Write out the entire listing below exactly, with the pictures left out.

─── Data segment

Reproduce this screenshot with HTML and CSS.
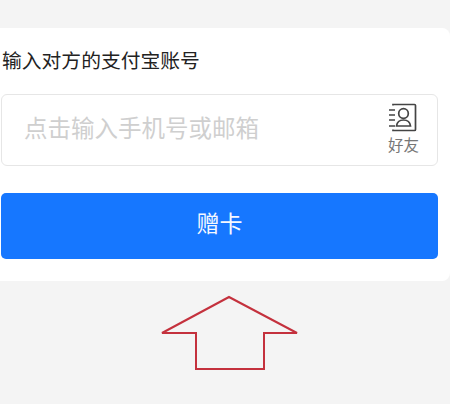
FILE: index.html
```html
<!DOCTYPE html>
<html lang="zh-CN">
<head>
  <meta charset="UTF-8" />
  <meta name="viewport" content="width=device-width, initial-scale=1.0"/>
  <title>赠卡</title>
  <link rel="stylesheet" href="styles.css">
</head>
<body>

<div class="card">
  <div class="title">输入对方的支付宝账号</div>

  <div class="account-box">
    <div class="placeholder">点击输入手机号或邮箱</div>
    <div class="friend">
      <svg class="friend-icon" width="30" height="30" viewBox="0 0 30 30" fill="none" stroke="#444" stroke-width="1.700">
        <path d="M5 3.500V2.500h21.500a1 1 0 0 1 1 1v24a1 1 0 0 1-1 1H5v-1" />
        <path d="M1 8h6M1 13h6M1 18h6M1 24h6" stroke-width="1.600" />
        <circle cx="15.500" cy="11.500" r="4.800" />
        <path d="M8.500 24c.5-4 3-6 7-6s6.500 2 7 6z" />
      </svg>
      <span class="friend-label">好友</span>
    </div>
  </div>

  <div class="give-btn">赠卡</div>
</div>

<svg class="arrow" width="140" height="76" viewBox="0 0 140 76" fill="none" stroke="#c4313d" stroke-width="2">
  <path d="M69 2 L2 38 H36 V74 H104 V38 H137 Z" />
</svg>

</body>
</html>
```

FILE: styles.css
```css
body {
  margin: 0;
  height: 404px;
  overflow: hidden;
  background-color: #f4f4f4;
  font-family: "Liberation Sans", "Noto Sans CJK SC", sans-serif;
}

.card {
  margin-top: 28px;
  height: 253px;
  box-sizing: border-box;
  padding: 20px 12px 0 1px;
  background-color: white;
  border-radius: 0 8px 8px 0;
}

.title {
  margin-left: 1px;
  font-size: 19.800px;
  line-height: 26px;
  color: #222;
}

.account-box {
  display: flex;
  align-items: center;
  justify-content: space-between;
  height: 72px;
  margin-top: 20px;
  box-sizing: border-box;
  padding: 0 18px 0 22px;
  border: 1px solid #e6e6e6;
  border-radius: 6px;
}

.placeholder {
  margin-bottom: 6px;
  font-size: 23.500px;
  color: #cfcfcf;
}

.friend {
  display: flex;
  flex-direction: column;
  align-items: center;
  gap: 4px;
  margin-bottom: 2px;
}

.friend-label {
  font-size: 15.500px;
  line-height: 20px;
  color: #777;
}

.give-btn {
  height: 66px;
  margin-top: 27px;
  border-radius: 5px;
  background-color: #1677ff;
  color: #f4f8ff;
  font-size: 23px;
  line-height: 62px;
  text-align: center;
}

.arrow {
  display: block;
  margin: 14px 0 0 160px;
}
```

──────

Output for this exercise —
Reproduce this screenshot with HTML and CSS.
FILE: index.html
```html
<!DOCTYPE html>
<html lang="zh-CN">
<head>
  <meta charset="UTF-8" />
  <meta name="viewport" content="width=device-width, initial-scale=1.0"/>
  <title>赠卡</title>
  <link rel="stylesheet" href="styles.css">
</head>
<body>

<div class="card">
  <div class="title">输入对方的支付宝账号</div>

  <div class="account-box">
    <div class="placeholder">点击输入手机号或邮箱</div>
    <div class="friend">
      <svg class="friend-icon" width="30" height="30" viewBox="0 0 30 30" fill="none" stroke="#444" stroke-width="1.700">
        <path d="M5 3.500V2.500h21.500a1 1 0 0 1 1 1v24a1 1 0 0 1-1 1H5v-1" />
        <path d="M1 8h6M1 13h6M1 18h6M1 24h6" stroke-width="1.600" />
        <circle cx="15.500" cy="11.500" r="4.800" />
        <path d="M8.500 24c.5-4 3-6 7-6s6.500 2 7 6z" />
      </svg>
      <span class="friend-label">好友</span>
    </div>
  </div>

  <div class="give-btn">赠卡</div>
</div>

<svg class="arrow" width="140" height="76" viewBox="0 0 140 76" fill="none" stroke="#c4313d" stroke-width="2">
  <path d="M69 2 L2 38 H36 V74 H104 V38 H137 Z" />
</svg>

</body>
</html>
```

FILE: styles.css
```css
body {
  margin: 0;
  height: 404px;
  overflow: hidden;
  background-color: #f4f4f4;
  font-family: "Liberation Sans", "Noto Sans CJK SC", sans-serif;
}

.card {
  margin-top: 28px;
  height: 253px;
  box-sizing: border-box;
  padding: 20px 12px 0 1px;
  background-color: white;
  border-radius: 0 8px 8px 0;
}

.title {
  margin-left: 1px;
  font-size: 19.800px;
  line-height: 26px;
  color: #222;
}

.account-box {
  display: flex;
  align-items: center;
  justify-content: space-between;
  height: 72px;
  margin-top: 20px;
  box-sizing: border-box;
  padding: 0 18px 0 22px;
  border: 1px solid #e6e6e6;
  border-radius: 6px;
}

.placeholder {
  margin-bottom: 6px;
  font-size: 23.500px;
  color: #cfcfcf;
}

.friend {
  display: flex;
  flex-direction: column;
  align-items: center;
  gap: 4px;
  margin-bottom: 2px;
}

.friend-label {
  font-size: 15.500px;
  line-height: 20px;
  color: #777;
}

.give-btn {
  height: 66px;
  margin-top: 27px;
  border-radius: 5px;
  background-color: #1677ff;
  color: #f4f8ff;
  font-size: 23px;
  line-height: 62px;
  text-align: center;
}

.arrow {
  display: block;
  margin: 14px 0 0 160px;
}
```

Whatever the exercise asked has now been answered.